Jeûner dans l’attente du retour du Christ
Le deuxième enseignement de Jésus sur le jeûne se déroule lorsque, après avoir rencontré Matthieu pour la première fois, il l’invite à sa table en compagnie de ses autres disciples. Quelques pharisiens et des disciples de Jean le Baptiste présents et en train de jeûner (Mc 2, 18) s’étonnent que ceux-ci ne jeûnent pas également :« Pourquoi nous et les pharisiens jeûnons-nous, et tes disciples ne jeûnent-ils pas ? » Jésus leur répondit: « Les compagnons de l’Époux peuvent-ils mener le deuil tant que l’Époux est avec eux ? Mais viendront des jours où l’Époux leur sera enlevé ; et alors ils jeûneront » (Mt 9, 15-18).

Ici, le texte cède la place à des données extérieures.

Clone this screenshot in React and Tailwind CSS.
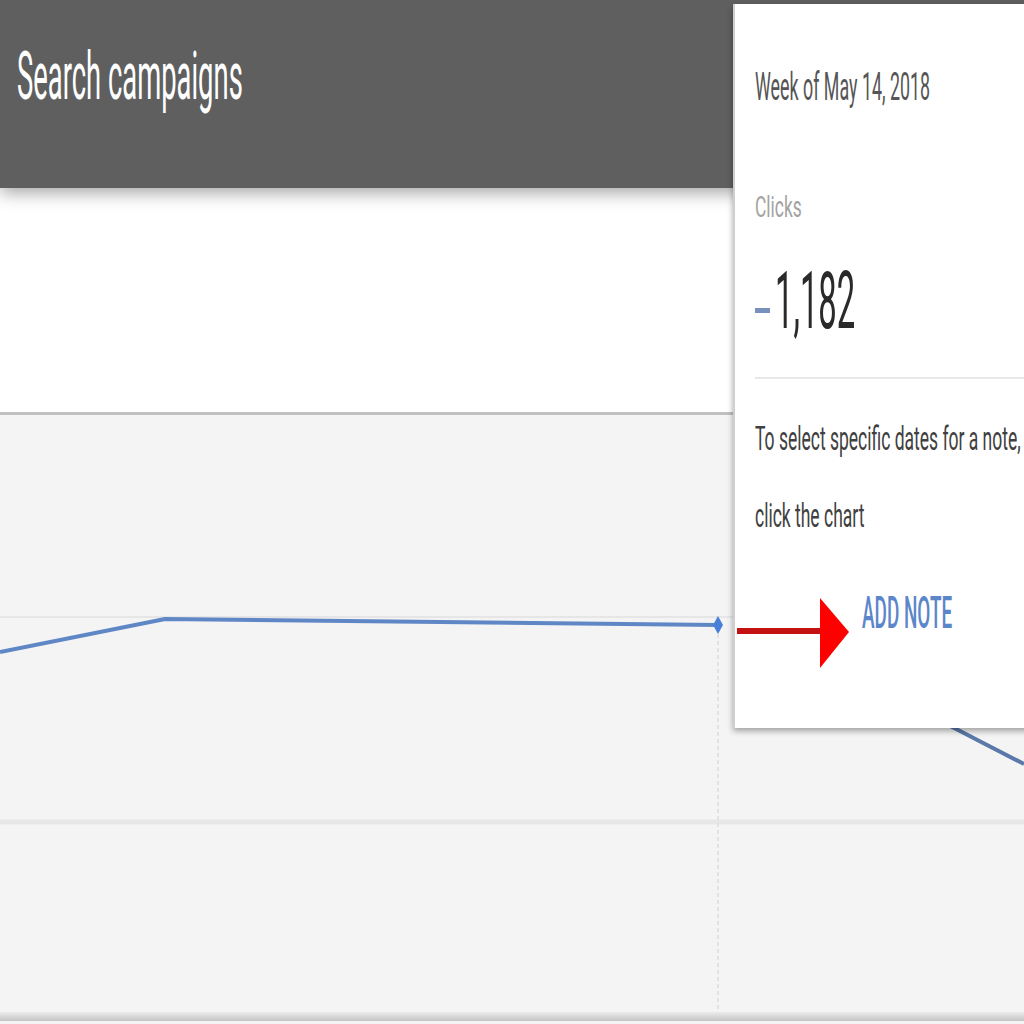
import React from "react";

function Sq({ scale, children, className = "" }) {
  return (
    <span className={"inline-block origin-left whitespace-nowrap " + scale + " " + className}>
      {children}
    </span>
  );
}

export default function App() {
  return (
    <div className="relative w-[1024px] h-[1024px] overflow-hidden bg-[#f4f4f4] font-['Roboto',sans-serif]">
      {/* Header */}
      <div className="relative z-10 h-[188px] bg-[#5f5f5f] pl-[17px] pt-[44px] shadow-[0_5px_16px_rgba(0,0,0,0.35)]">
        <div className="text-[66px] leading-none text-white">
          <Sq scale="scale-x-[0.415]">Search campaigns</Sq>
        </div>
      </div>

      {/* White band */}
      <div className="relative h-[227px] bg-white border-b-[3px] border-[#c0c0c0] shadow-[0_2px_6px_rgba(0,0,0,0.18)]" />

      {/* Chart area */}
      <div className="relative h-[597px] bg-[#f4f4f4]">
        <svg className="absolute inset-0" width="1024" height="597" viewBox="0 0 1024 597">
          <line x1="0" y1="202" x2="1024" y2="202" stroke="#e6e6e6" strokeWidth="2" />
          <line x1="0" y1="407" x2="1024" y2="407" stroke="#e7e7e7" strokeWidth="5" />
          <line x1="718" y1="212" x2="718" y2="597" stroke="#dcdcdc" strokeWidth="1.5" strokeDasharray="4 3" />
          <polyline
            points="0,237 165,204 718,210"
            fill="none"
            stroke="#5f87c6"
            strokeWidth="4"
            strokeLinejoin="round"
          />
          <line x1="900" y1="285" x2="1024" y2="349" stroke="#5a79aa" strokeWidth="4" />
          <polygon points="718,201 723,210 718,219 713,210" fill="#4a80d8" />
        </svg>
      </div>

      {/* Bottom edge */}
      <div className="h-[9px] bg-gradient-to-b from-[#ececec] to-[#c4c4c4]" />

      {/* Popup card */}
      <div className="absolute z-20 left-[733px] top-[4px] w-[320px] h-[724px] bg-white border-l-2 border-[#cfcfcf] shadow-[0_3px_6px_rgba(0,0,0,0.35)] pl-[20px] pt-[64px] flex flex-col items-start">
        <div className="text-[38px] leading-none text-[#555555]">
          <Sq scale="scale-x-[0.47]">Week of May 14, 2018</Sq>
        </div>
        <div className="mt-[86px] text-[30px] leading-none text-[#a3a3a3]">
          <Sq scale="scale-x-[0.58]">Clicks</Sq>
        </div>
        <div className="mt-[39px] flex items-start">
          <div className="mt-[47px] w-[15px] h-[5px] bg-[#7890bb]" />
          <div className="ml-[5px] text-[80px] leading-none text-[#2a2a2a]">
            <Sq scale="scale-x-[0.41]">1,182</Sq>
          </div>
        </div>
        <div className="mt-[36px] w-full h-[2px] bg-[#e8e8e8]" />
        <div className="mt-[43px] text-[33px] leading-none text-[#404040]">
          <Sq scale="scale-x-[0.53]">To select specific dates for a note,</Sq>
        </div>
        <div className="mt-[44px] text-[33px] leading-none text-[#404040]">
          <Sq scale="scale-x-[0.53]">click the chart</Sq>
        </div>
        <div className="mt-[59px] ml-[107px] text-[44px] leading-none font-medium text-[#5b86c9]">
          <Sq scale="scale-x-[0.43]">ADD NOTE</Sq>
        </div>
      </div>

      {/* Red arrow */}
      <svg className="absolute z-30 left-0 top-0" width="1024" height="1024" viewBox="0 0 1024 1024" pointerEvents="none">
        <rect x="737" y="628" width="86" height="6" fill="#c41212" />
        <polygon points="820,598 849,632 820,668" fill="#ff0000" />
      </svg>
    </div>
  );
}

En se désignant lui-même comme « l’Époux », Jésus indique que tant qu’il est encore parmi les hommes, nul jeûne n’est nécessaire. Celui-ci le deviendra néanmoins à sa mort (qu’il annonce déjà) afin de sceller l’Alliance qu’il est venu établir parmi eux. La pratique ascétique du jeûne ne prend sens, donc, que dans l’absence du Christ et de l’attente de son retour à la fin des temps. Il a, ainsi, une visée eschatologique. Les jours où l’on rompt le jeûne, comme à Pâques, sont donc signe de la présence de Jésus, à travers l’Esprit Saint, parmi nous.